(Entries with page source code)
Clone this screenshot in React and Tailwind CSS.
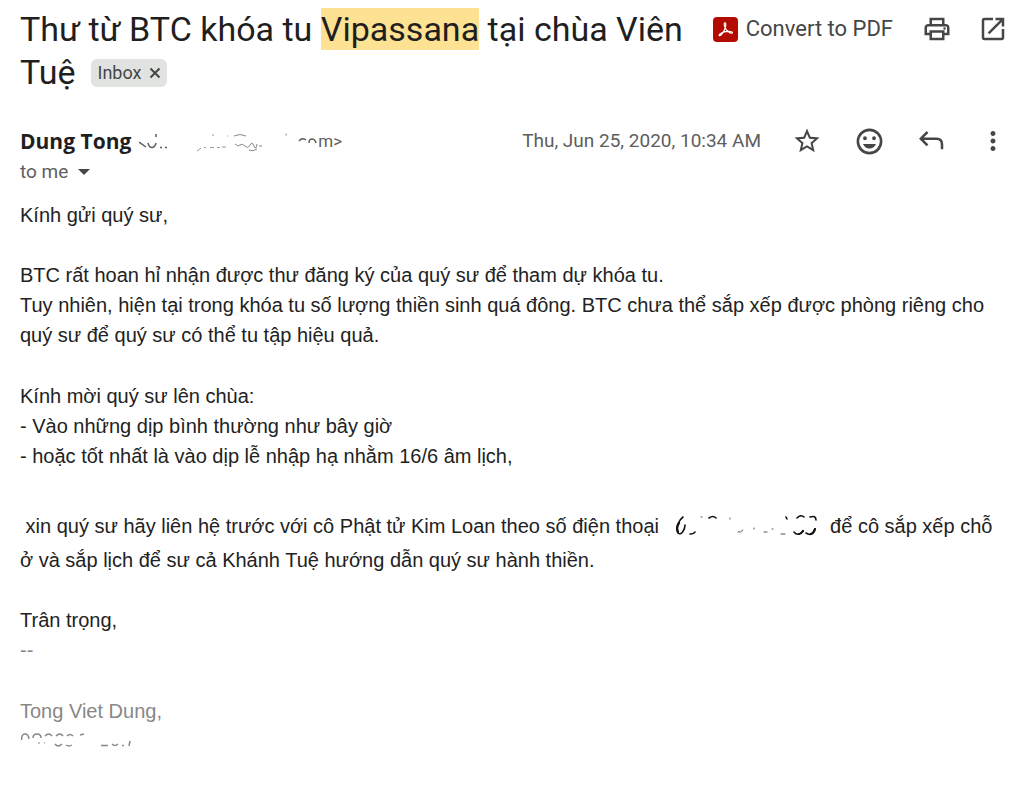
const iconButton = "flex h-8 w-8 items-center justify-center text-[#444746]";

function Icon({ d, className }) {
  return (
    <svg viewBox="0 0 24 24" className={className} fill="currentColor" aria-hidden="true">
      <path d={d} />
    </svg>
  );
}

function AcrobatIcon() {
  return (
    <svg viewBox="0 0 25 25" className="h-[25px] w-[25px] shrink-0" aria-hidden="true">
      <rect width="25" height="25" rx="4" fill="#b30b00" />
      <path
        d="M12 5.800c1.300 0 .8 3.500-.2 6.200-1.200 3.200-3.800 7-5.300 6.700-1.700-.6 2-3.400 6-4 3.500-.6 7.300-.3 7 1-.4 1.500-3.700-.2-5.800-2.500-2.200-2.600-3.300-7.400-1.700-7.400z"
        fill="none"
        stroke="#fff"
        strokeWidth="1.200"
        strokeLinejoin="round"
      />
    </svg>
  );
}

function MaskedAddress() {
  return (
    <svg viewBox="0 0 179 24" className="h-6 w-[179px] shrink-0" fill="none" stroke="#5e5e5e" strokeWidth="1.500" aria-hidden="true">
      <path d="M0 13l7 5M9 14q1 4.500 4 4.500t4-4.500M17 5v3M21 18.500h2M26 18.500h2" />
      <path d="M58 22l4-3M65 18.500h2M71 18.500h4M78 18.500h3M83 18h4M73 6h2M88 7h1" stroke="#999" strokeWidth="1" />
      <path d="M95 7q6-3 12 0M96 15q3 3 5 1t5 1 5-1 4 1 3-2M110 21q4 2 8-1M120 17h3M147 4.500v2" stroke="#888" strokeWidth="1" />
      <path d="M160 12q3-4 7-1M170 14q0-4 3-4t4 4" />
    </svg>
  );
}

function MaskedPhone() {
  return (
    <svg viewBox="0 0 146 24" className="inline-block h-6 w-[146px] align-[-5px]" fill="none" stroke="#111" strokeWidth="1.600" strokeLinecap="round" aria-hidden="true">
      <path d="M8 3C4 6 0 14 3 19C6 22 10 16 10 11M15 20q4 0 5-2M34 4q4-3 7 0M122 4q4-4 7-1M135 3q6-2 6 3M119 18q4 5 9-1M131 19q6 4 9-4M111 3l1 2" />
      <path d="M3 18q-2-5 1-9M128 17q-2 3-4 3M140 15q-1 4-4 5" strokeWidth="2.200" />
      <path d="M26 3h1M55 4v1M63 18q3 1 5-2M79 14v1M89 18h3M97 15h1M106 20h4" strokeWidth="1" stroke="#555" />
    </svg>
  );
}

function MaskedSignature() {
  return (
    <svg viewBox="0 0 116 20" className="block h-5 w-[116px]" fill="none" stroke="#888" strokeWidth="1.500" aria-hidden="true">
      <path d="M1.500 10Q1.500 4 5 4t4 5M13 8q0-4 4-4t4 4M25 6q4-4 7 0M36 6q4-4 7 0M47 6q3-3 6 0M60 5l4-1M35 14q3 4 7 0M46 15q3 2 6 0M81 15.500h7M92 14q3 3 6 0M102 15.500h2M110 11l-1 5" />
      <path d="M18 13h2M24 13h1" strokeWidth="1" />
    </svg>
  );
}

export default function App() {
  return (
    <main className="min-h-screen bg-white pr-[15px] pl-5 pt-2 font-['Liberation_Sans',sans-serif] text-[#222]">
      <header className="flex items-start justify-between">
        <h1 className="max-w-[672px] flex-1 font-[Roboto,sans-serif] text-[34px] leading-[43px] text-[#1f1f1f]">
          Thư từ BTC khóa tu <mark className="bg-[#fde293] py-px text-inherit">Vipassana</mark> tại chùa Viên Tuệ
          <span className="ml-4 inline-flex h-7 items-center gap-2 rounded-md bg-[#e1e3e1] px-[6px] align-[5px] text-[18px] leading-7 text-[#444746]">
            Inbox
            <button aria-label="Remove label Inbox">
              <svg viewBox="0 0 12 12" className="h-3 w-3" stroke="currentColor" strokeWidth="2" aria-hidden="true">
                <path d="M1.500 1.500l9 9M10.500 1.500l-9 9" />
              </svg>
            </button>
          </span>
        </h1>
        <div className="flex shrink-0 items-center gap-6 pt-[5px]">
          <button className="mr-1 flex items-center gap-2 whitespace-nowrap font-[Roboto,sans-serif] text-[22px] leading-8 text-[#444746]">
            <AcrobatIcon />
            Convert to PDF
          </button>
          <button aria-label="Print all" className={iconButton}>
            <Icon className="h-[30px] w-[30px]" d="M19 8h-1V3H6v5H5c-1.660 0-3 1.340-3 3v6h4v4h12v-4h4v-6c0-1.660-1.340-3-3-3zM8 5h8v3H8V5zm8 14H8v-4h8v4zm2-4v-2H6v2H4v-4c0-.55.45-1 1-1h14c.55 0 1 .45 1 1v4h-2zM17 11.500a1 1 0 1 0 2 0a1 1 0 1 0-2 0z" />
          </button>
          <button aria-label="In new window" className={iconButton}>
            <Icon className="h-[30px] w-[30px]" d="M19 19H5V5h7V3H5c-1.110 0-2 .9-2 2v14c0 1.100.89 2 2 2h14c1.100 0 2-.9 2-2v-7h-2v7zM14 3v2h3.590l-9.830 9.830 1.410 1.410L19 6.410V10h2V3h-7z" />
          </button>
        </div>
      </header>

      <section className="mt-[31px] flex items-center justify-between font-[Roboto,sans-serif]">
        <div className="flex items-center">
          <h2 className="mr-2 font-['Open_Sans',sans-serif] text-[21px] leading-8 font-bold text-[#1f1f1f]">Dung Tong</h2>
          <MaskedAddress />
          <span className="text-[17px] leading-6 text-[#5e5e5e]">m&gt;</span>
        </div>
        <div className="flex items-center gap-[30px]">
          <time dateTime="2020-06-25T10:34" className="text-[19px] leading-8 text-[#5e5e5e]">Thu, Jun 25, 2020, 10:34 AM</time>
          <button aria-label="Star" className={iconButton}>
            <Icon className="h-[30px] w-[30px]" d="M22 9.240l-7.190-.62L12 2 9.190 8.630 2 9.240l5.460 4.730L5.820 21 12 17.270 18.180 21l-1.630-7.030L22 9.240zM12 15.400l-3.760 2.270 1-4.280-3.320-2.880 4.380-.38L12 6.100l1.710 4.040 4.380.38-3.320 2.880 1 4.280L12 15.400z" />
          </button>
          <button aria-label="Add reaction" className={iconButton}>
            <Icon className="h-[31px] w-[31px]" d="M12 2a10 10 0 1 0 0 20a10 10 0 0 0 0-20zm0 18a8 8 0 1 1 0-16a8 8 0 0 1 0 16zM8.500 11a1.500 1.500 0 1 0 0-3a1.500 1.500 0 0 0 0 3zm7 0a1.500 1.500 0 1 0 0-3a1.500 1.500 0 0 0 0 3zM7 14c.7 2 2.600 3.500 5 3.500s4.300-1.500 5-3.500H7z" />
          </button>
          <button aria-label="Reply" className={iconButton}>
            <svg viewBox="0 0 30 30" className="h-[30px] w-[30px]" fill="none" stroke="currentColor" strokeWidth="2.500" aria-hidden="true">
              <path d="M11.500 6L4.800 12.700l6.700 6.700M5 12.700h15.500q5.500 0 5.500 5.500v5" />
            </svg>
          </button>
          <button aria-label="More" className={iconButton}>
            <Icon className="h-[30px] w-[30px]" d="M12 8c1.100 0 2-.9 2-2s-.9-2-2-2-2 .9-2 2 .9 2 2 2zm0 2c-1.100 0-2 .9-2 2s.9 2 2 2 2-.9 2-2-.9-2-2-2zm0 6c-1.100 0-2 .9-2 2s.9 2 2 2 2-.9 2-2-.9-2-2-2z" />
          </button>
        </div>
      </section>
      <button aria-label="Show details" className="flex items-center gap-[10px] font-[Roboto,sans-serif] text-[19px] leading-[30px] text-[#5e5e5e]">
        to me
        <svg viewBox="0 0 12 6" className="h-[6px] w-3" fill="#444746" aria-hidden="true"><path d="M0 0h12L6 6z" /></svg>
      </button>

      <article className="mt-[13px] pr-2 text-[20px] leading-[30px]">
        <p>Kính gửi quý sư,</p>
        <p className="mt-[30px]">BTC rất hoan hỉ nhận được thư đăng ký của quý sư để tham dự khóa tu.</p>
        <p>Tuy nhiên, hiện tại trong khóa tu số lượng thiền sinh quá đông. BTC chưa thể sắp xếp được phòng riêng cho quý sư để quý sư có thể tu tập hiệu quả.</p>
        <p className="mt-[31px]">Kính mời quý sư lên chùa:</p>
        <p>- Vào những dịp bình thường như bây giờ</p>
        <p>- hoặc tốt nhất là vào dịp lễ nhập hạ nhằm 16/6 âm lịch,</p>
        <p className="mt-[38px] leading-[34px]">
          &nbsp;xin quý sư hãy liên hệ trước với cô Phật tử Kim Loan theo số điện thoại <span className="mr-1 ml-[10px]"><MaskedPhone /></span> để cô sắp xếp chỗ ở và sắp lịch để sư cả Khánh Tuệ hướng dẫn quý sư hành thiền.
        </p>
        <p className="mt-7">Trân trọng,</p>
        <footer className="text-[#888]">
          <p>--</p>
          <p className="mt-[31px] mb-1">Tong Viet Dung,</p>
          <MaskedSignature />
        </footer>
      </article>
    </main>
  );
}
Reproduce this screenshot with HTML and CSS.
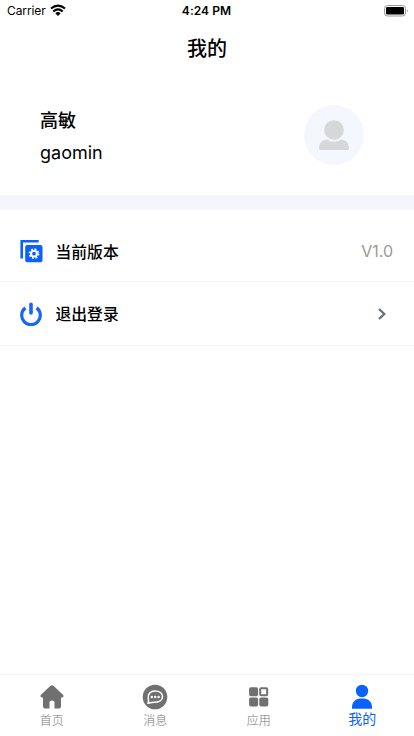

# THE PROBLEM
Print the data above verbatim from the first line through the line holding "h-8 w-8 items-center", leaving every picture out.

# EXERCISE ANSWER
Clone this screenshot in React and Tailwind CSS.
const iconButton = "flex h-8 w-8 items-center justify-center text-[#444746]";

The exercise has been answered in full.